Proud owner David Staddon not interested in selling Arkle favourite

Lalor
Lalor Picture: AnaglogsDaughtr via Twitter

The owner of the Racing Post Arkle Trophy favourite Lalor has turned down a big offer for the horse.

But David Staddon said he had no interest in parting with a horse who has given the small-budget owner a rare chance to have a major contender at next week’s Cheltenham Festival.

“I had a substantial offer for him, but I wasn’t interested in selling,” said Staddon.

“I am only in it for fun and if he is worth that to them, he must be worth it to me.

“This is a once-in-a-lifetime opportunity for me. Do you know the percentage chance of getting a good horse is one per cent? You need to buy a hundred to get a good one. If you’re lucky it may be somewhere in between, which is what has happened to me.”

Staddon, 82, a retired insurance broker from Braunton, Devon has three horses in training of which Lalor, trained by Kayley Woollacott, is the best by some margin.
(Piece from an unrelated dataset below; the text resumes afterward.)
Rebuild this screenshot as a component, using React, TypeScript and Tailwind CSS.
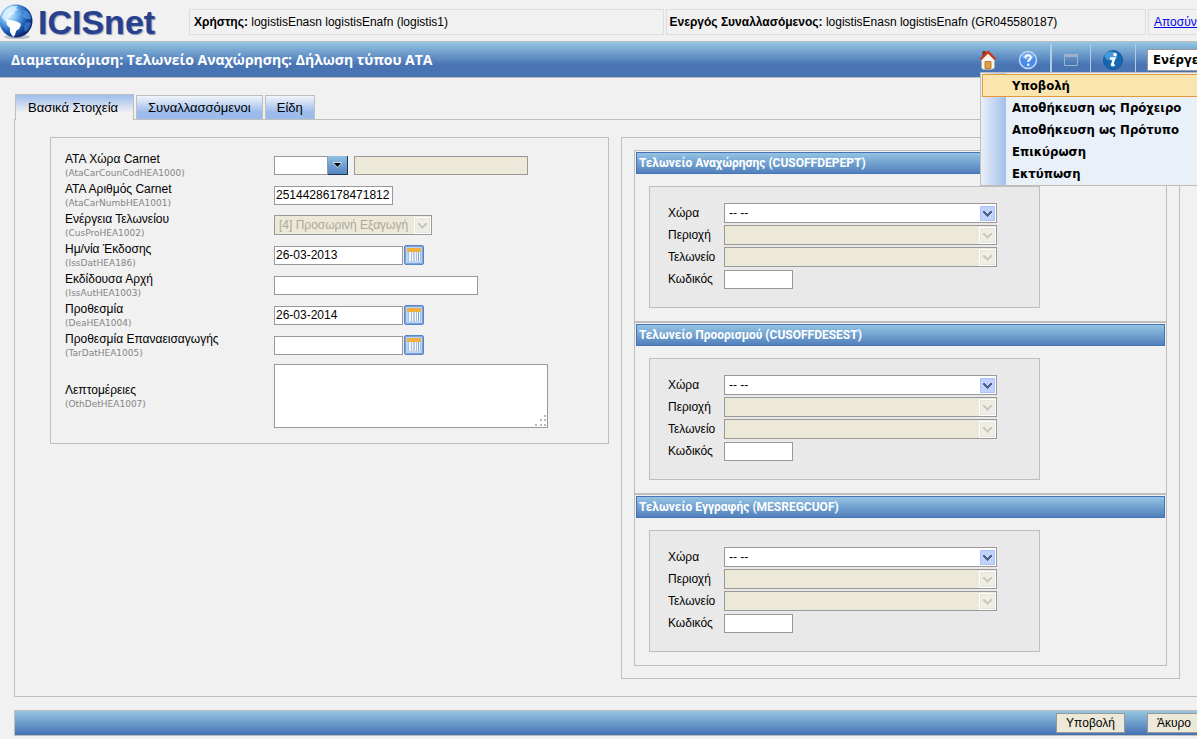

The winner of the Grade One Top Novices’ Hurdle at Aintree last year, Lalor made a huge statement on his chasing debut when defeating Dynamite Dollars, winner of his next three starts, by seven lengths in a Grade Two at Cheltenham in November.

Despite finishing third in the Henry VIII Novices’ Chase, won by Dynamite Dollars, at Sandown on his next start the following month he reclaimed Arkle favouritism last week after the ruling out of Le Richebourg.

“For me as a small owner it is a very anxious time,” said Staddon. “Richard Johnson was injured on Saturday at Newbury and he is an important cog in the wheel.

“I don’t think it’s too bad, but that is a source of a little bit of anxiety. Plus there is also the thought that someone like myself would ever have a horse good enough to run in the Arkle Trophy and furthermore be favourite.”

Nevertheless confidence is high in the wake of positive bulletins from Woollacott, whose late husband Richard had found Lalor, purchased by Tom Malone for €16,000. However excessive rain could force a rethink.

“Provided the ground is right, I’m not afraid of them,” Staddon said. “If we get a deluge of rain I would expect we would look at it, but provided it is good, good to soft, we will run him.

“Kayleigh is doing the business and the horse is fit and well.”

Woollacott had hoped to get another race into Lalor but decided conditions were not right for him to contest the Lightning Novices’ Chase at Doncaster so the horse will line up at Cheltenham off a 94-day absence.

“When he won at Cheltenham he hadn’t run for a considerable while,” said Staddon. “It was a big ask first time over fences but he won well.

“Sandown was a different story. It rained all the previous night. It rained for all the journey from where I am to Sandown, which is 200 miles. It was raining when we got there. It was raining so hard at the time of the race that from the stands you could barely see the far side of the course.

“He really confirmed what we already knew. He doesn’t like those conditions. He made a bit of a mistake down the far side and that frightened him. Richard got him back and he was closing in the end. I have put a pencil through that. That was purely the going.

“We then had him entered at Doncaster at the end of January. The conditions were not good. Dynamite Dollars ran there. I don’t know what happened, but he is not going in the Arkle.”

If Lalor does make a name for himself at Cheltenham, Staddon hopes commentators get his name right. Successive commentators have called him ‘Law-lor’.

“If he is Law-lor he would be spelt L-a-w-l-o-r, he is Lalor and Lay-lor to me,” he said.

“He is German bred and may be Law-lor in German but I haven’t researched it any more. To me he is Lay-lor.”